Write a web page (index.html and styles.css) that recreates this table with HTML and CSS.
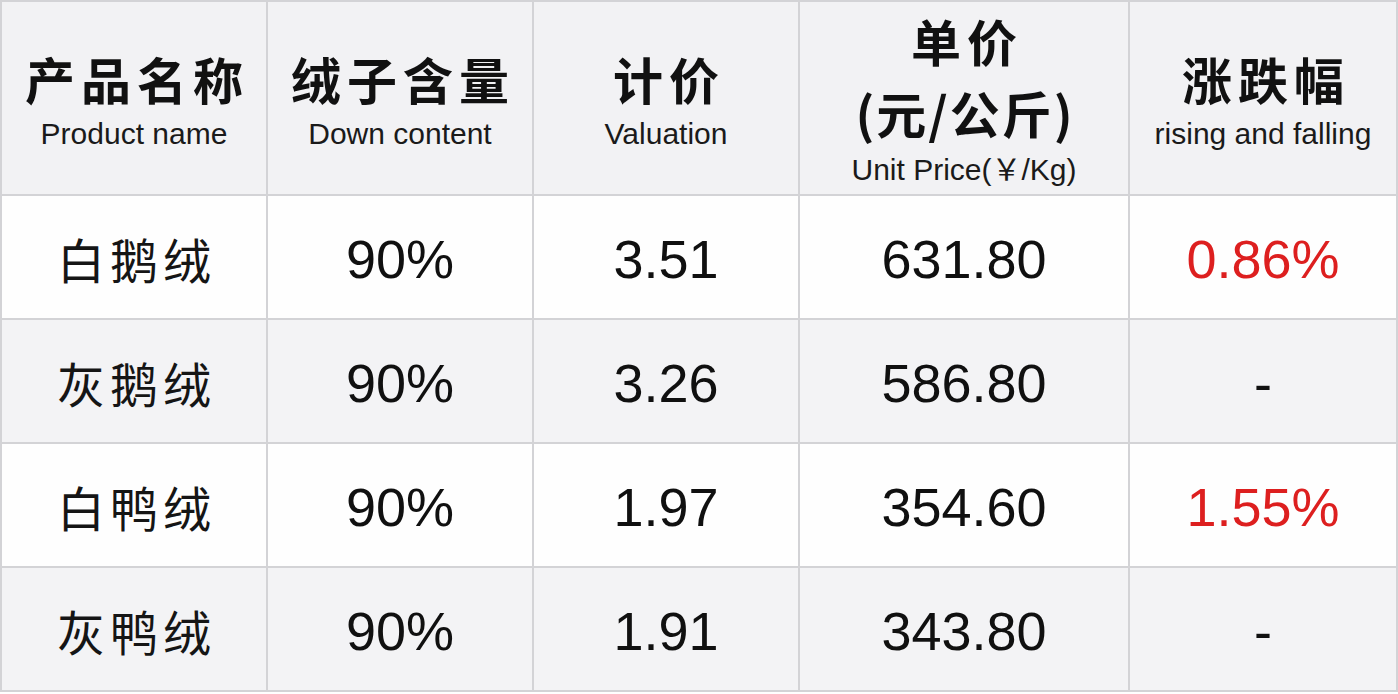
FILE: index.html
```html
<!DOCTYPE html>
<html lang="zh-CN">
<head>
<meta charset="utf-8">
<title>羽绒价格</title>
<link rel="stylesheet" href="styles.css">
</head>
<body>
<div class="table">
  <div class="cell head"><div class="zh">产品名称</div><div class="en">Product name</div></div>
  <div class="cell head"><div class="zh">绒子含量</div><div class="en">Down content</div></div>
  <div class="cell head"><div class="zh">计价</div><div class="en">Valuation</div></div>
  <div class="cell head tall"><div class="zh zh-a">单价</div><div class="zh zh-b">(元/公斤)</div><div class="en en-c">Unit Price(￥/Kg)</div></div>
  <div class="cell head"><div class="zh">涨跌幅</div><div class="en">rising and falling</div></div>

  <div class="cell light name">白鹅绒</div>
  <div class="cell light num">90%</div>
  <div class="cell light num">3.51</div>
  <div class="cell light num">631.80</div>
  <div class="cell light num up">0.86%</div>

  <div class="cell grey name">灰鹅绒</div>
  <div class="cell grey num">90%</div>
  <div class="cell grey num">3.26</div>
  <div class="cell grey num">586.80</div>
  <div class="cell grey num">-</div>

  <div class="cell light name">白鸭绒</div>
  <div class="cell light num">90%</div>
  <div class="cell light num">1.97</div>
  <div class="cell light num">354.60</div>
  <div class="cell light num up">1.55%</div>

  <div class="cell grey name">灰鸭绒</div>
  <div class="cell grey num">90%</div>
  <div class="cell grey num">1.91</div>
  <div class="cell grey num">343.80</div>
  <div class="cell grey num">-</div>
</div>
</body>
</html>
```

FILE: styles.css
```css
html, body {
  margin: 0;
  padding: 0;
  background: #ffffff;
}

.table {
  display: grid;
  grid-template-columns: 264px 264px 264px 328px 266px;
  grid-template-rows: 192px 122px 122px 122px 122px;
  gap: 2px;
  padding: 2px;
  width: 1398px;
  box-sizing: border-box;
  background: #d3d3d6;
  font-family: "Liberation Sans", Arial, "Noto Sans CJK SC", sans-serif;
  color: #141414;
}

.cell {
  display: flex;
  flex-direction: column;
  align-items: center;
  justify-content: center;
}

.head {
  background: #f2f2f4;
  padding-top: 3px;
  box-sizing: border-box;
}

.head .zh {
  font-family: "Noto Sans CJK SC", sans-serif;
  font-weight: 700;
  font-size: 50px;
  line-height: 60px;
  letter-spacing: 6px;
  margin-right: -6px;
  color: #111;
}

.head .en {
  font-size: 30px;
  line-height: 34px;
  margin-top: 9px;
  color: #1a1a1a;
}

.head.tall {
  justify-content: flex-start;
  padding-top: 8px;
}

.head .zh-a {
  line-height: 60px;
}

.head .zh-b {
  line-height: 60px;
  margin-top: 12px;
  letter-spacing: 2px;
  margin-right: -2px;
}

.head .en-c {
  margin-top: 11px;
}

.light {
  background: #fefefe;
}

.grey {
  background: #f3f3f5;
}

.name {
  font-family: "Noto Sans CJK SC", sans-serif;
  font-weight: 400;
  font-size: 48px;
  letter-spacing: 5px;
  padding-left: 5px;
  padding-top: 2px;
  box-sizing: border-box;
  color: #151515;
}

.num {
  font-size: 54px;
  padding-top: 4px;
  box-sizing: border-box;
  color: #101010;
}

.up {
  color: #dd1f1f;
}
```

**Goal**
Give every line back word for word and leave the pictures out.

**Task answer**
Write a web page (index.html and styles.css) that recreates this table with HTML and CSS.
FILE: index.html
```html
<!DOCTYPE html>
<html lang="zh-CN">
<head>
<meta charset="utf-8">
<title>羽绒价格</title>
<link rel="stylesheet" href="styles.css">
</head>
<body>
<div class="table">
  <div class="cell head"><div class="zh">产品名称</div><div class="en">Product name</div></div>
  <div class="cell head"><div class="zh">绒子含量</div><div class="en">Down content</div></div>
  <div class="cell head"><div class="zh">计价</div><div class="en">Valuation</div></div>
  <div class="cell head tall"><div class="zh zh-a">单价</div><div class="zh zh-b">(元/公斤)</div><div class="en en-c">Unit Price(￥/Kg)</div></div>
  <div class="cell head"><div class="zh">涨跌幅</div><div class="en">rising and falling</div></div>

  <div class="cell light name">白鹅绒</div>
  <div class="cell light num">90%</div>
  <div class="cell light num">3.51</div>
  <div class="cell light num">631.80</div>
  <div class="cell light num up">0.86%</div>

  <div class="cell grey name">灰鹅绒</div>
  <div class="cell grey num">90%</div>
  <div class="cell grey num">3.26</div>
  <div class="cell grey num">586.80</div>
  <div class="cell grey num">-</div>

  <div class="cell light name">白鸭绒</div>
  <div class="cell light num">90%</div>
  <div class="cell light num">1.97</div>
  <div class="cell light num">354.60</div>
  <div class="cell light num up">1.55%</div>

  <div class="cell grey name">灰鸭绒</div>
  <div class="cell grey num">90%</div>
  <div class="cell grey num">1.91</div>
  <div class="cell grey num">343.80</div>
  <div class="cell grey num">-</div>
</div>
</body>
</html>
```

FILE: styles.css
```css
html, body {
  margin: 0;
  padding: 0;
  background: #ffffff;
}

.table {
  display: grid;
  grid-template-columns: 264px 264px 264px 328px 266px;
  grid-template-rows: 192px 122px 122px 122px 122px;
  gap: 2px;
  padding: 2px;
  width: 1398px;
  box-sizing: border-box;
  background: #d3d3d6;
  font-family: "Liberation Sans", Arial, "Noto Sans CJK SC", sans-serif;
  color: #141414;
}

.cell {
  display: flex;
  flex-direction: column;
  align-items: center;
  justify-content: center;
}

.head {
  background: #f2f2f4;
  padding-top: 3px;
  box-sizing: border-box;
}

.head .zh {
  font-family: "Noto Sans CJK SC", sans-serif;
  font-weight: 700;
  font-size: 50px;
  line-height: 60px;
  letter-spacing: 6px;
  margin-right: -6px;
  color: #111;
}

.head .en {
  font-size: 30px;
  line-height: 34px;
  margin-top: 9px;
  color: #1a1a1a;
}

.head.tall {
  justify-content: flex-start;
  padding-top: 8px;
}

.head .zh-a {
  line-height: 60px;
}

.head .zh-b {
  line-height: 60px;
  margin-top: 12px;
  letter-spacing: 2px;
  margin-right: -2px;
}

.head .en-c {
  margin-top: 11px;
}

.light {
  background: #fefefe;
}

.grey {
  background: #f3f3f5;
}

.name {
  font-family: "Noto Sans CJK SC", sans-serif;
  font-weight: 400;
  font-size: 48px;
  letter-spacing: 5px;
  padding-left: 5px;
  padding-top: 2px;
  box-sizing: border-box;
  color: #151515;
}

.num {
  font-size: 54px;
  padding-top: 4px;
  box-sizing: border-box;
  color: #101010;
}

.up {
  color: #dd1f1f;
}
```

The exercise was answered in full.